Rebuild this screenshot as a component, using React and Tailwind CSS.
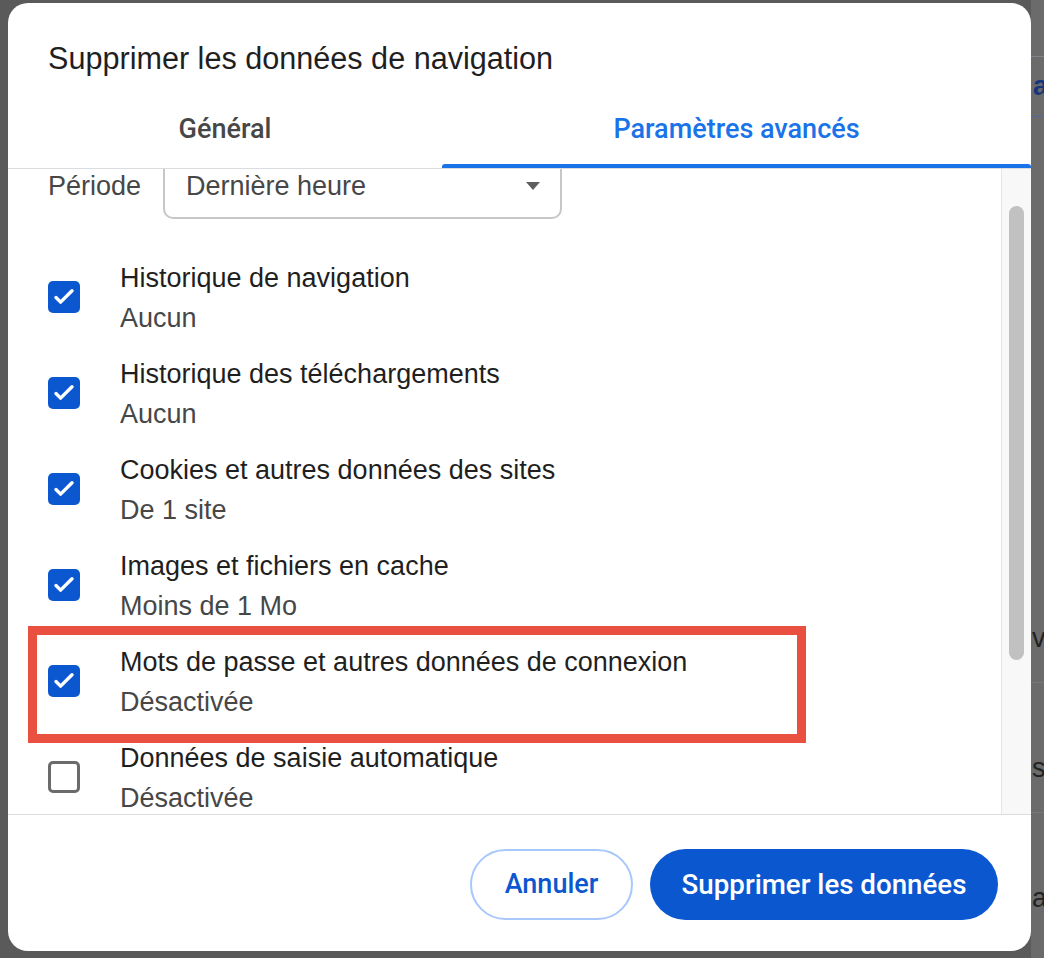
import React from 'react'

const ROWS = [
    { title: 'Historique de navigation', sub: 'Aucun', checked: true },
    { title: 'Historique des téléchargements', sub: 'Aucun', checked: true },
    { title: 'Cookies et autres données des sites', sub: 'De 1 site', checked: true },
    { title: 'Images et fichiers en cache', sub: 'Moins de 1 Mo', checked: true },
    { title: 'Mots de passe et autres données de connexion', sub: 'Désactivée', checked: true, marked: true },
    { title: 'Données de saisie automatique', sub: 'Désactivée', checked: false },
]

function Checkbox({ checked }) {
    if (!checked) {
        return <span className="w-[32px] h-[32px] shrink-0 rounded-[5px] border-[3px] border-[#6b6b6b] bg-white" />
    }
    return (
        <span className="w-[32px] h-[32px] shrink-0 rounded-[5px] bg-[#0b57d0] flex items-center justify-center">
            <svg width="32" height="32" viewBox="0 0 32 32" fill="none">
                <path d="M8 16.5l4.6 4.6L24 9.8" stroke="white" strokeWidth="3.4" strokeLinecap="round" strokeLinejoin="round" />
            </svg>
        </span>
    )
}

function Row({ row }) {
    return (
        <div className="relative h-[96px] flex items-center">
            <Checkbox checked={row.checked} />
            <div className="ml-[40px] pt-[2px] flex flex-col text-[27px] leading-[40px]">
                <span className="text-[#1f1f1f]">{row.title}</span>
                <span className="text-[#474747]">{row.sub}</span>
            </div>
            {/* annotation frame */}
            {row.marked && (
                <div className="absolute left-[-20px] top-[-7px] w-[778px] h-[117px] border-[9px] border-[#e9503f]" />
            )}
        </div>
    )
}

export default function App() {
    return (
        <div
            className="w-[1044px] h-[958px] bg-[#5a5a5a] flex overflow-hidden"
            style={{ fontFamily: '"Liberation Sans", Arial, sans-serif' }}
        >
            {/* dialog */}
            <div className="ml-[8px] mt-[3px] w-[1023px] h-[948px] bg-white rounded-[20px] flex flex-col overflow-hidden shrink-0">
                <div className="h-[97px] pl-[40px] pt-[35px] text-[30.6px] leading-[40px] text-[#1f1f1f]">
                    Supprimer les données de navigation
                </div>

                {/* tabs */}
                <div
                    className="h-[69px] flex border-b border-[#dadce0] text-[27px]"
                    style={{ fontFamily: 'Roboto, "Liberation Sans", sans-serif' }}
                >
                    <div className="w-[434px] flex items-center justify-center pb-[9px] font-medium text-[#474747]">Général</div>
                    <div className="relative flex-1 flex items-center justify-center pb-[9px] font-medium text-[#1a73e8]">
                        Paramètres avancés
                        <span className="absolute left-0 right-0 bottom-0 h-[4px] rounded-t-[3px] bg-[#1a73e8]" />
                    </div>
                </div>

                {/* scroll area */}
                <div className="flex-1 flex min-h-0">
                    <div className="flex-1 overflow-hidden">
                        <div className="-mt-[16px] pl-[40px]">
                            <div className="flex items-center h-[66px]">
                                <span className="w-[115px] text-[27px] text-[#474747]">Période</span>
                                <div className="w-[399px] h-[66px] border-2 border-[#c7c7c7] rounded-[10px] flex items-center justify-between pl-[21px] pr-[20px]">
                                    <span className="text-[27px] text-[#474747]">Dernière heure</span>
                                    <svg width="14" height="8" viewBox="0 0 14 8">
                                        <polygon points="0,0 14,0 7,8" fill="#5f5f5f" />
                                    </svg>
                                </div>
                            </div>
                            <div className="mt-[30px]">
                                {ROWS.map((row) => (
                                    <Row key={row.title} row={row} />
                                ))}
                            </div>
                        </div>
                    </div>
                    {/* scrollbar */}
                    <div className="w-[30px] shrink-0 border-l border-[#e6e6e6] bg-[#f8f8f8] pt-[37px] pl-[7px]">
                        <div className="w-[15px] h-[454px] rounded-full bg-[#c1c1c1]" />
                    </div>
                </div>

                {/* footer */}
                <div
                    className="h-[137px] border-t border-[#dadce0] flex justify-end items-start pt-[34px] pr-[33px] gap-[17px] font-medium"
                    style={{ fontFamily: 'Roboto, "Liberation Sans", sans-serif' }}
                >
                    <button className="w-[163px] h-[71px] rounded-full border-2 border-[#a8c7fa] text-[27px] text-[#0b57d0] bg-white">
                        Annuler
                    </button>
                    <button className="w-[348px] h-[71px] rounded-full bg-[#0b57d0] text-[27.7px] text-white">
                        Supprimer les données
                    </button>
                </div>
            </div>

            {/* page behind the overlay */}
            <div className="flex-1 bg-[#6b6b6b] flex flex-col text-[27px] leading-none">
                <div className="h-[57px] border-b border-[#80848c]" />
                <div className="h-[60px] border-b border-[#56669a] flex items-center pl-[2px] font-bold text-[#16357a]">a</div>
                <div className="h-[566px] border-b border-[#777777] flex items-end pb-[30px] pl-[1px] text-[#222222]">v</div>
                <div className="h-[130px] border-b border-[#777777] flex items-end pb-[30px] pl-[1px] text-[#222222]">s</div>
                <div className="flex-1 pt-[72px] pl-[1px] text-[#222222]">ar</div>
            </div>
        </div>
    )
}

EXERCISE DETAILS →
All of the lines above should be printed exactly, minus the pictures.

COMPLETE ANSWER →
Rebuild this screenshot as a component, using React and Tailwind CSS.
import React from 'react'

const ROWS = [
    { title: 'Historique de navigation', sub: 'Aucun', checked: true },
    { title: 'Historique des téléchargements', sub: 'Aucun', checked: true },
    { title: 'Cookies et autres données des sites', sub: 'De 1 site', checked: true },
    { title: 'Images et fichiers en cache', sub: 'Moins de 1 Mo', checked: true },
    { title: 'Mots de passe et autres données de connexion', sub: 'Désactivée', checked: true, marked: true },
    { title: 'Données de saisie automatique', sub: 'Désactivée', checked: false },
]

function Checkbox({ checked }) {
    if (!checked) {
        return <span className="w-[32px] h-[32px] shrink-0 rounded-[5px] border-[3px] border-[#6b6b6b] bg-white" />
    }
    return (
        <span className="w-[32px] h-[32px] shrink-0 rounded-[5px] bg-[#0b57d0] flex items-center justify-center">
            <svg width="32" height="32" viewBox="0 0 32 32" fill="none">
                <path d="M8 16.5l4.6 4.6L24 9.8" stroke="white" strokeWidth="3.4" strokeLinecap="round" strokeLinejoin="round" />
            </svg>
        </span>
    )
}

function Row({ row }) {
    return (
        <div className="relative h-[96px] flex items-center">
            <Checkbox checked={row.checked} />
            <div className="ml-[40px] pt-[2px] flex flex-col text-[27px] leading-[40px]">
                <span className="text-[#1f1f1f]">{row.title}</span>
                <span className="text-[#474747]">{row.sub}</span>
            </div>
            {/* annotation frame */}
            {row.marked && (
                <div className="absolute left-[-20px] top-[-7px] w-[778px] h-[117px] border-[9px] border-[#e9503f]" />
            )}
        </div>
    )
}

export default function App() {
    return (
        <div
            className="w-[1044px] h-[958px] bg-[#5a5a5a] flex overflow-hidden"
            style={{ fontFamily: '"Liberation Sans", Arial, sans-serif' }}
        >
            {/* dialog */}
            <div className="ml-[8px] mt-[3px] w-[1023px] h-[948px] bg-white rounded-[20px] flex flex-col overflow-hidden shrink-0">
                <div className="h-[97px] pl-[40px] pt-[35px] text-[30.6px] leading-[40px] text-[#1f1f1f]">
                    Supprimer les données de navigation
                </div>

                {/* tabs */}
                <div
                    className="h-[69px] flex border-b border-[#dadce0] text-[27px]"
                    style={{ fontFamily: 'Roboto, "Liberation Sans", sans-serif' }}
                >
                    <div className="w-[434px] flex items-center justify-center pb-[9px] font-medium text-[#474747]">Général</div>
                    <div className="relative flex-1 flex items-center justify-center pb-[9px] font-medium text-[#1a73e8]">
                        Paramètres avancés
                        <span className="absolute left-0 right-0 bottom-0 h-[4px] rounded-t-[3px] bg-[#1a73e8]" />
                    </div>
                </div>

                {/* scroll area */}
                <div className="flex-1 flex min-h-0">
                    <div className="flex-1 overflow-hidden">
                        <div className="-mt-[16px] pl-[40px]">
                            <div className="flex items-center h-[66px]">
                                <span className="w-[115px] text-[27px] text-[#474747]">Période</span>
                                <div className="w-[399px] h-[66px] border-2 border-[#c7c7c7] rounded-[10px] flex items-center justify-between pl-[21px] pr-[20px]">
                                    <span className="text-[27px] text-[#474747]">Dernière heure</span>
                                    <svg width="14" height="8" viewBox="0 0 14 8">
                                        <polygon points="0,0 14,0 7,8" fill="#5f5f5f" />
                                    </svg>
                                </div>
                            </div>
                            <div className="mt-[30px]">
                                {ROWS.map((row) => (
                                    <Row key={row.title} row={row} />
                                ))}
                            </div>
                        </div>
                    </div>
                    {/* scrollbar */}
                    <div className="w-[30px] shrink-0 border-l border-[#e6e6e6] bg-[#f8f8f8] pt-[37px] pl-[7px]">
                        <div className="w-[15px] h-[454px] rounded-full bg-[#c1c1c1]" />
                    </div>
                </div>

                {/* footer */}
                <div
                    className="h-[137px] border-t border-[#dadce0] flex justify-end items-start pt-[34px] pr-[33px] gap-[17px] font-medium"
                    style={{ fontFamily: 'Roboto, "Liberation Sans", sans-serif' }}
                >
                    <button className="w-[163px] h-[71px] rounded-full border-2 border-[#a8c7fa] text-[27px] text-[#0b57d0] bg-white">
                        Annuler
                    </button>
                    <button className="w-[348px] h-[71px] rounded-full bg-[#0b57d0] text-[27.7px] text-white">
                        Supprimer les données
                    </button>
                </div>
            </div>

            {/* page behind the overlay */}
            <div className="flex-1 bg-[#6b6b6b] flex flex-col text-[27px] leading-none">
                <div className="h-[57px] border-b border-[#80848c]" />
                <div className="h-[60px] border-b border-[#56669a] flex items-center pl-[2px] font-bold text-[#16357a]">a</div>
                <div className="h-[566px] border-b border-[#777777] flex items-end pb-[30px] pl-[1px] text-[#222222]">v</div>
                <div className="h-[130px] border-b border-[#777777] flex items-end pb-[30px] pl-[1px] text-[#222222]">s</div>
                <div className="flex-1 pt-[72px] pl-[1px] text-[#222222]">ar</div>
            </div>
        </div>
    )
}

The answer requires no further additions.